L’amour, c’est prendre sur soi,

en sachant que l’on ne sera pas forcément récompensé

pour ses efforts.

 

S’aimer les uns les autres,

ce n’est pas avoir du plaisir à être les uns avec les autres.

C’est tout simplement déjà se supporter les uns les autres.

Accepter les défauts, les défaillances des uns et des autres,

et faire avec.

 

Non pas un monde idéal peuplé de gens parfaits.

Mais tous ces gens parfois agaçants et fatigants,

qui ne sont pas des étrangers,

qui sont des frères et des sœurs,

ma chair.

 

L’amour dont l’apôtre parle

n’a rien de bien attrayant.

Rien de spectaculaire.

Mais ce n’est pas son rôle.

 

Il ne s’agit pas de montrer aux autres

que nous sommes meilleurs qu’eux.

Juste faire sentir qui est notre Dieu :

une générosité qui ne cherche pas

à prouver quelque chose,

ou à susciter l’admiration.

 

Juste une attention, un engagement,

parce que l’autre n’est pas un étranger.

Il est une partie de moi-même.

Et s’il souffre, je souffre aussi.

Et s’il va bien, je vais bien aussi.

 

L’apôtre le dit bien : « Personne n’a jamais vu Dieu. »
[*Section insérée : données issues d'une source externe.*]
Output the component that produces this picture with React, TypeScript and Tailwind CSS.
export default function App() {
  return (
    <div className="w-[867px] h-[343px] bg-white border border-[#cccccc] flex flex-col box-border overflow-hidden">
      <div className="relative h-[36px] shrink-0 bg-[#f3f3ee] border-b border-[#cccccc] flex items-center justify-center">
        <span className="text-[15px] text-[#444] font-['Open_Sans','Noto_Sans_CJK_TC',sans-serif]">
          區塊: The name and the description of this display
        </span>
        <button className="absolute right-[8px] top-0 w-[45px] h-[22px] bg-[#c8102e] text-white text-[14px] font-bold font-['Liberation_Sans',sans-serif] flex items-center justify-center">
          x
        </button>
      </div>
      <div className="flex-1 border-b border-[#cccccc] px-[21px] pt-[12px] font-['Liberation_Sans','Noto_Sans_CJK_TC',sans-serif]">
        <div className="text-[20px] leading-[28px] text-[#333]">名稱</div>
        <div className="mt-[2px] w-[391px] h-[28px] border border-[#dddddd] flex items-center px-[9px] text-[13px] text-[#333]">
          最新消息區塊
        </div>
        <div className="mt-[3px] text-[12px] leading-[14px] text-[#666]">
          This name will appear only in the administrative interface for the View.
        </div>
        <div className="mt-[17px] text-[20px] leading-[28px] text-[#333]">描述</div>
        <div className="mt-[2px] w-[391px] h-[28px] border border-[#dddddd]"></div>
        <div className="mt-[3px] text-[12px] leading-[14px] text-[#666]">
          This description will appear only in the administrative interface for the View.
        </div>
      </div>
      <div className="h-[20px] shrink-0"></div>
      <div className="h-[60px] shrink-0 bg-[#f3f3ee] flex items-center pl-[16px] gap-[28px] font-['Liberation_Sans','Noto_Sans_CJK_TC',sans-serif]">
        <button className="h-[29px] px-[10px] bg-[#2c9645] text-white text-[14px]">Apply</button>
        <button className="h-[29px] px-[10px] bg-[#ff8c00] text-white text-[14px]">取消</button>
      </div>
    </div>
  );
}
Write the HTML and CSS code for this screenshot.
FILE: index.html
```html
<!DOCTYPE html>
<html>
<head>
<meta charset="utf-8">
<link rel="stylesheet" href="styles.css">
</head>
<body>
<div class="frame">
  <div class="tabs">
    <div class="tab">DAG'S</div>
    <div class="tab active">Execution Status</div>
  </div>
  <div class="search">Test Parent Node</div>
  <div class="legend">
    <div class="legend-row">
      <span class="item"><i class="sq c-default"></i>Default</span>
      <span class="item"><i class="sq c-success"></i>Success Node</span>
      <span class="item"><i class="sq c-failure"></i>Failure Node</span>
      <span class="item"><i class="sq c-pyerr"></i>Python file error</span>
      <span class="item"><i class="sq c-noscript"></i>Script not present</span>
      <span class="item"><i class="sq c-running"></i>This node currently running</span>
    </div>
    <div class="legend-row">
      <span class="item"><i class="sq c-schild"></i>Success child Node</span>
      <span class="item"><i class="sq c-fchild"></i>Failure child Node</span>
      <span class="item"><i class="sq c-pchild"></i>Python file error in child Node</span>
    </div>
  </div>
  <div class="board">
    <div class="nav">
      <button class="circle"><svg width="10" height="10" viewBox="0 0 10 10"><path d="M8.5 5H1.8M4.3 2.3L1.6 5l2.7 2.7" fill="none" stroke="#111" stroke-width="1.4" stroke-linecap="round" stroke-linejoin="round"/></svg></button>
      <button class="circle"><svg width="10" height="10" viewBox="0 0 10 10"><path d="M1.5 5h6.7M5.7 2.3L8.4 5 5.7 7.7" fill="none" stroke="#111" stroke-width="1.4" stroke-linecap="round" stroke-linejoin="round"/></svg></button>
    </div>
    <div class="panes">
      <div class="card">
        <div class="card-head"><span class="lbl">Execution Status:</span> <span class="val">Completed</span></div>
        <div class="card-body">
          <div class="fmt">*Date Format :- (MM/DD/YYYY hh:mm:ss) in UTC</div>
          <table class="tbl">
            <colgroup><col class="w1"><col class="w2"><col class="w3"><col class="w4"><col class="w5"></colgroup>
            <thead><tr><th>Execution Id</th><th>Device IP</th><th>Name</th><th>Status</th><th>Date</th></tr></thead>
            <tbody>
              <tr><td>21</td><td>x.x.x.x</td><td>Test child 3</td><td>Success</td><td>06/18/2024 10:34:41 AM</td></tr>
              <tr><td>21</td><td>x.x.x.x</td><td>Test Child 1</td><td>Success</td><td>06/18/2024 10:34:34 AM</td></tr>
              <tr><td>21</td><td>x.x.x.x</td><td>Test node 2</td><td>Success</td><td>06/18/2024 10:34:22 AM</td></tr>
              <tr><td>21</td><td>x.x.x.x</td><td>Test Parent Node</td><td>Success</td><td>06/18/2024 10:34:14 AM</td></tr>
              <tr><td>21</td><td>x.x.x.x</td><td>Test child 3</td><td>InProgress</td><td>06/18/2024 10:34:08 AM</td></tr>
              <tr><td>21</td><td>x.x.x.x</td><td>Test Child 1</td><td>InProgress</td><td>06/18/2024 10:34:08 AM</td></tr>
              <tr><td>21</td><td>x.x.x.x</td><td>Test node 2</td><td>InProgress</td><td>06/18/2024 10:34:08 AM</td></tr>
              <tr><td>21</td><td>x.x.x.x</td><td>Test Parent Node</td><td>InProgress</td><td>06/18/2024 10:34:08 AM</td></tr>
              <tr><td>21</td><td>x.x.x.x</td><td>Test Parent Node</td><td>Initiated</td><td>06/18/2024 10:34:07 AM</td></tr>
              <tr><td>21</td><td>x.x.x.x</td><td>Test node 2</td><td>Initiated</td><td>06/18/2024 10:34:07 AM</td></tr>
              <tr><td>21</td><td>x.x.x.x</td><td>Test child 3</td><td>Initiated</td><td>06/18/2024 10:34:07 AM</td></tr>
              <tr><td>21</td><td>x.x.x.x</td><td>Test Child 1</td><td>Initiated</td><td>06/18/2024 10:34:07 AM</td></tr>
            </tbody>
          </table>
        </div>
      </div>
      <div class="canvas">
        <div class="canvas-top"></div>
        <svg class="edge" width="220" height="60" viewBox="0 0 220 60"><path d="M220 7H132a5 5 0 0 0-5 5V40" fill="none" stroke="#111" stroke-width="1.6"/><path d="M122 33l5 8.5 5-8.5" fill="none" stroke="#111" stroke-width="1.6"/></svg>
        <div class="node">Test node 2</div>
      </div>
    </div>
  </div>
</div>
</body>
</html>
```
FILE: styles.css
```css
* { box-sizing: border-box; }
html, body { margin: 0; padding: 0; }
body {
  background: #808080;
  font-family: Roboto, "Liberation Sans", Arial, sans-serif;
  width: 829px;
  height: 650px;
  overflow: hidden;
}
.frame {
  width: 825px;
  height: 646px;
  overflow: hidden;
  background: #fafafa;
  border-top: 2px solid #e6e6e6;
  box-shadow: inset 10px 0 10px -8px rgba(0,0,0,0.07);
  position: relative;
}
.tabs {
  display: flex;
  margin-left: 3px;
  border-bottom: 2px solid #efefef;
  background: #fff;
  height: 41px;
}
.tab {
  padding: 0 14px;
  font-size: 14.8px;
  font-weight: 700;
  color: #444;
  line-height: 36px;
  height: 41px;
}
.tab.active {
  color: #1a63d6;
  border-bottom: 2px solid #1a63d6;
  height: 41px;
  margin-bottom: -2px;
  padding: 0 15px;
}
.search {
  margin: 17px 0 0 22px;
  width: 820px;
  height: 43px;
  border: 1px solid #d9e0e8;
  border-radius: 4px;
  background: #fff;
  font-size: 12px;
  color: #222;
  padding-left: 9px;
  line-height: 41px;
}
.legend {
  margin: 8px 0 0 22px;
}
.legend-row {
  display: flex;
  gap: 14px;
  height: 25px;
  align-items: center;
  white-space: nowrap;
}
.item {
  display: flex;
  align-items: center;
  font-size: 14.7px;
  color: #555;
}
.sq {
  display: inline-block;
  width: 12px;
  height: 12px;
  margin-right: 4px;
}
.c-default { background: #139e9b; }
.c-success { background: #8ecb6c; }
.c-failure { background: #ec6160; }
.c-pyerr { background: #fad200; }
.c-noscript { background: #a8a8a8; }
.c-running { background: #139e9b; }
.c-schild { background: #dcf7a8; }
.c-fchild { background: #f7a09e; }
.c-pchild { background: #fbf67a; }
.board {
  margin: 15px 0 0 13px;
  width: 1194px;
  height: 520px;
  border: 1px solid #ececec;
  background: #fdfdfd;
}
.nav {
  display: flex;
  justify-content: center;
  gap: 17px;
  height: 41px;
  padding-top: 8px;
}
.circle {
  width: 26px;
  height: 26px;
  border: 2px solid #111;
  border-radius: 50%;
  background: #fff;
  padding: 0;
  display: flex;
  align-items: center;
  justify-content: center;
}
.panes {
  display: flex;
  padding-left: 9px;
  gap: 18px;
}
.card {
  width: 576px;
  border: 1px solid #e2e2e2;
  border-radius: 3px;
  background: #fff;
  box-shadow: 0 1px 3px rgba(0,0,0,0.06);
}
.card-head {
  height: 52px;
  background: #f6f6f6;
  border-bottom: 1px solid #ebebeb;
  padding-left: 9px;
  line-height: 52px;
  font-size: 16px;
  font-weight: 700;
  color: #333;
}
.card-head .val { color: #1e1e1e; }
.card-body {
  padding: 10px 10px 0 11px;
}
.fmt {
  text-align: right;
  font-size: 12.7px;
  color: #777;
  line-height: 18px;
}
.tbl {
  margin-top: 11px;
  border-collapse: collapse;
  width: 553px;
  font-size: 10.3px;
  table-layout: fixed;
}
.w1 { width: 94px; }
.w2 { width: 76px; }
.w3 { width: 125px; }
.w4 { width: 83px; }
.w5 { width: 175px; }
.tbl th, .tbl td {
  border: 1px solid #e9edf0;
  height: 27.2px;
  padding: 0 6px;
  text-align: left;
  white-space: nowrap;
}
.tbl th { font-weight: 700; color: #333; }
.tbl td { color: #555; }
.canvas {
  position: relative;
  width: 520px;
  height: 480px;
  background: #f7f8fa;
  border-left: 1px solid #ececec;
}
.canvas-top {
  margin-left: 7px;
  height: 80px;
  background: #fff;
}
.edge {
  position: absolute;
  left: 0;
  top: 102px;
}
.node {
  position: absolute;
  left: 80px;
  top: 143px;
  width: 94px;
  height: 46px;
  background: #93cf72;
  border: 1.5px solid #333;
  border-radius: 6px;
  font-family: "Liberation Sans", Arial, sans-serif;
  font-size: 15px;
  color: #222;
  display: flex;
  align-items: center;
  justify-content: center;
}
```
Et pourtant Il n’est pas loin.

On peut Le rencontrer

dans la bienveillance d’un regard.

On peut aussi Le rencontrer dans son propre cœur

quand on oublie ses obsessions

pour partager, ne serait-ce qu’un instant,

les difficultés et les peines de ces prochains

que Dieu nous a donnés.

Ces prochains qui sont notre propre chair.